Hundreds of bone fragments to be reburied under Washington Square Park

July 11, 2019

While upgrading water mains under Washington Square Park in 2015, city workers unearthed two 19th-century burial vaults containing the skeletal remains of at least a dozen people. As part of Landmarks Preservation Commission protocol, intact burials were left untouched, but the city had removed several hundred bone fragments. Four years later, plans to rebury the remains under the park are moving forward as the Parks and Recreation Department presents its idea to place the fragments in a “coffin-sized” box, according to the Villager.


Photo courtesy of the Department of Design and Construction

Originally, more than half of what is now Washington Square Park served as a potter’s field. During the late 18th century and early 19th century, it is believed that 20,000 people were buried under the park during a 30 year period.

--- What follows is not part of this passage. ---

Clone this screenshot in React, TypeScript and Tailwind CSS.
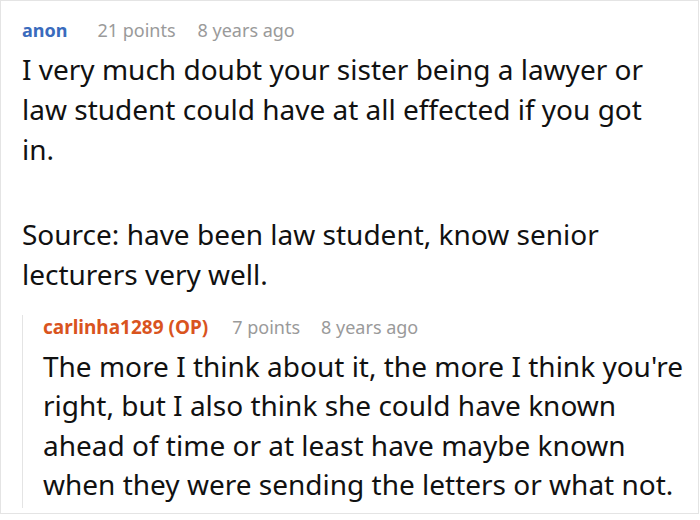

During a meeting last month with members of Community Board 2’s Parks and Waterfront Committee, the Parks Department said the remains would be buried together in one box. The box would be lowered five feet below ground in an existing planting bed and sit near the park entrance at Sullivan Street and Washington Square South.

An engraved granite paver would mark the site. The LPC’s archaeology department proposed the following text for the paver:

“From 1797 until 1825, what is now Washington Square Park was the City’s Potter’s Field, where thousands of people including the unidentified, the indigent and those who died of yellow fever were buried. In addition, several church burial grounds were located in the northeast portion of the park. Fragmentary remains of some of the early New Yorkers buried in this Potter’s Field were found by archaeologists during construction in and adjacent to Washington Square Park between 2008 and 2017. The City reinterred the remains on this site in 2019.”

The reinterment process, which the city says will happen before the fall,will take just one day to complete.